Na turma que se segue, do 4º ano,
Vítor Guerra já identificou os dois alunos que gostaria que tivessem uma
preparação especial. É que para além da hora semanal frequentada por todos, há
cerca de 80 que, por demonstrarem grande interesse ou apetência, têm aulas de
apoio à competição, em horário pós-lectivo.
Inês, 9 anos, é uma delas. Aprendeu a
jogar com o avô, continuou a praticar na escola e agora garante que já lhe
ganha. «Gosto de jogar porque se pode fazer truques em que as peças ficam
encurraladas e comer», explica.
De resto, já são visíveis frutos do
investimento feito e uma equipa do escalão menores de 10 anos venceu este ano o
torneio mundial de escolas, na República Checa.
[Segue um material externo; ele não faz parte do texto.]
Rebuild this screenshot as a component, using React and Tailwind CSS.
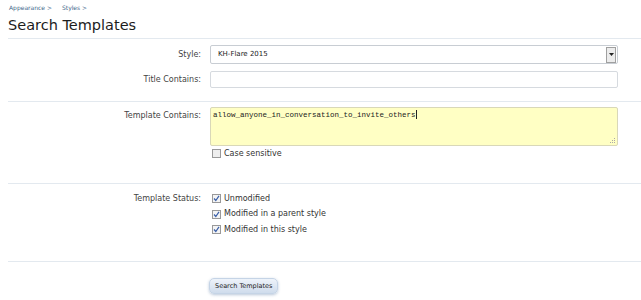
export default function App() {
  const ui = { fontFamily: '"DejaVu Sans", Verdana, sans-serif' };
  return (
    <div className="w-[641px] h-[300px] bg-white overflow-hidden text-[#333]" style={ui}>
      <div className="pl-[9px] pt-[4px]">
        <div className="flex gap-[10px] text-[6px] leading-[8px] text-[#42688a]">
          <span>Appearance &gt;</span>
          <span>Styles &gt;</span>
        </div>
        <h1 className="text-[14.5px] leading-[20px] mt-[3px] text-[#1c1c1c] -ml-[1px]">Search Templates</h1>
      </div>

      <div className="ml-[8px] mt-[3px] border-t border-[#e3e9ef]">
        {/* Style + title */}
        <div className="pt-[6px] pb-[13px]">
          <div className="flex items-center h-[19px]">
            <label className="w-[193px] text-right text-[8px] text-[#444]">Style:</label>
            <div className="ml-[9px] w-[408px] h-[19px] border border-[#c8cdd3] rounded-[2px] flex items-center justify-between bg-white">
              <span className="pl-[7px] text-[7px] text-[#222]">KH-Flare 2015</span>
              <span className="w-[10px] h-[16px] mr-[1px] border border-[#a0a0a0] bg-[#ececec] flex items-center justify-center">
                <svg width="5" height="3" viewBox="0 0 5 3"><path d="M0 0h5L2.5 3z" fill="#222" /></svg>
              </span>
            </div>
          </div>
          <div className="flex items-center h-[17px] mt-[7px]">
            <label className="w-[193px] text-right text-[8px] text-[#444]">Title Contains:</label>
            <div className="ml-[9px] w-[408px] h-[17px] border border-[#d6dadf] rounded-[2px] bg-white" />
          </div>
        </div>

        {/* Template contains */}
        <div className="border-t border-[#e3e9ef] pt-[5px] pb-[24px]">
          <div className="flex items-start">
            <label className="w-[193px] text-right text-[8px] text-[#444] pt-[3px]">Template Contains:</label>
            <div className="ml-[9px]">
              <div
                className="relative w-[408px] h-[39px] border border-[#d9d8b8] rounded-[2px] bg-[#ffffc4] px-[2px] pt-[2px] text-[7.5px] leading-[10px] text-[#222]"
                style={{ fontFamily: '"Liberation Mono", monospace' }}
              >
                <span>allow_anyone_in_conversation_to_invite_others</span>
                <span className="inline-block w-px h-[9px] bg-[#222] align-[-2px]" />
                <svg className="absolute right-[1px] bottom-[1px]" width="6" height="6" viewBox="0 0 6 6">
                  <g fill="#aaa"><rect x="4" y="0" width="1" height="1" /><rect x="2" y="2" width="1" height="1" /><rect x="4" y="2" width="1" height="1" /><rect x="0" y="4" width="1" height="1" /><rect x="2" y="4" width="1" height="1" /><rect x="4" y="4" width="1" height="1" /></g>
                </svg>
              </div>
              <div className="flex items-center mt-[2px] h-[11px]">
                <span className="w-[9px] h-[9px] border border-[#999] bg-[#eee] ml-[2px]" />
                <span className="ml-[3px] text-[8px] text-[#333]">Case sensitive</span>
              </div>
            </div>
          </div>
        </div>

        {/* Status */}
        <div className="border-t border-[#e3e9ef] pt-[9px] pb-[26px]">
          <div className="flex items-start">
            <label className="w-[193px] text-right text-[8px] leading-[11px] text-[#444]">Template Status:</label>
            <div className="ml-[9px] flex flex-col gap-[4.5px]">
              {["Unmodified", "Modified in a parent style", "Modified in this style"].map((t) => (
                <div key={t} className="flex items-center h-[11px]">
                  <span className="w-[9px] h-[9px] border border-[#999] bg-[#f4f4f4] ml-[2px] flex items-center justify-center">
                    <svg width="7" height="7" viewBox="0 0 7 7"><path d="M1 3.5l1.8 2L6 0.8" stroke="#3a5fa8" strokeWidth="1.2" fill="none" /></svg>
                  </span>
                  <span className="ml-[3px] text-[8px] text-[#333]">{t}</span>
                </div>
              ))}
            </div>
          </div>
        </div>

        {/* Button */}
        <div className="border-t border-[#e3e9ef] pt-[9px]">
          <div className="ml-[201px]">
            <button className="h-[16px] px-[5px] rounded-[5px] border border-[#c5d4e6] bg-gradient-to-b from-[#eef3fa] to-[#cfdcec] shadow-[0_1px_3px_rgba(100,130,170,0.45)] text-[6.5px] leading-[14px] text-[#222]">
              Search Templates
            </button>
          </div>
        </div>
      </div>
    </div>
  );
}
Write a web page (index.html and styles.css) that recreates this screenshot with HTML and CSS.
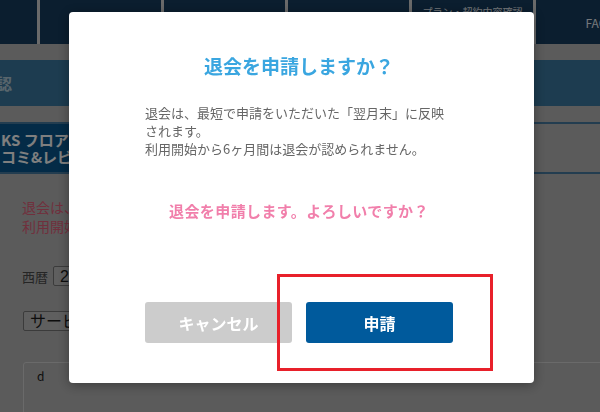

Para muitos, o xadrez tornou-se mais
do que uma disciplina e não é raro encontrar alunos a jogar nos intervalos, nos
pátios e corredores da escola.
Dentro da sala, a prática também é
levada a sério. Frente a frente, 26 alunos do 4º ano protagonizam 13 jogos em
simultâneo, como se de um torneio se tratasse. Há uma folha de registo das
jogadas para cada um e na mesa só há lugar para o tabuleiro, o lápis, a
borracha e o afia. «Estão prontos? Silêncio. Cumprimentem-se [neste momento
todos apertam a mão ao seu "adversário"]. Podem começar», indica o
professor. Ouve-se pouquíssimo barulho na sala, mas Tomás tem dificuldade em
concentrar-se e pede a Vítor que faça os colegas falar mais baixo.
«A partir de três, quatro anos de
experiência, estes alunos já têm uma grande capacidade de concentração e conseguem
ficar três horas a jogar», explica. E a ideia é começar ainda mais cedo, diz
Vítor Rodrigues. «Dentro de dois anos esperamos começar com o xadrez como
matéria obrigatória logo a partir do 1º ano. Mas isto implica mudanças na
aprendizagem ao nível do pré-escolar.»
E se no início as famílias
estranharam, «agora procuram-nos por causa do xadrez», afirma o director.”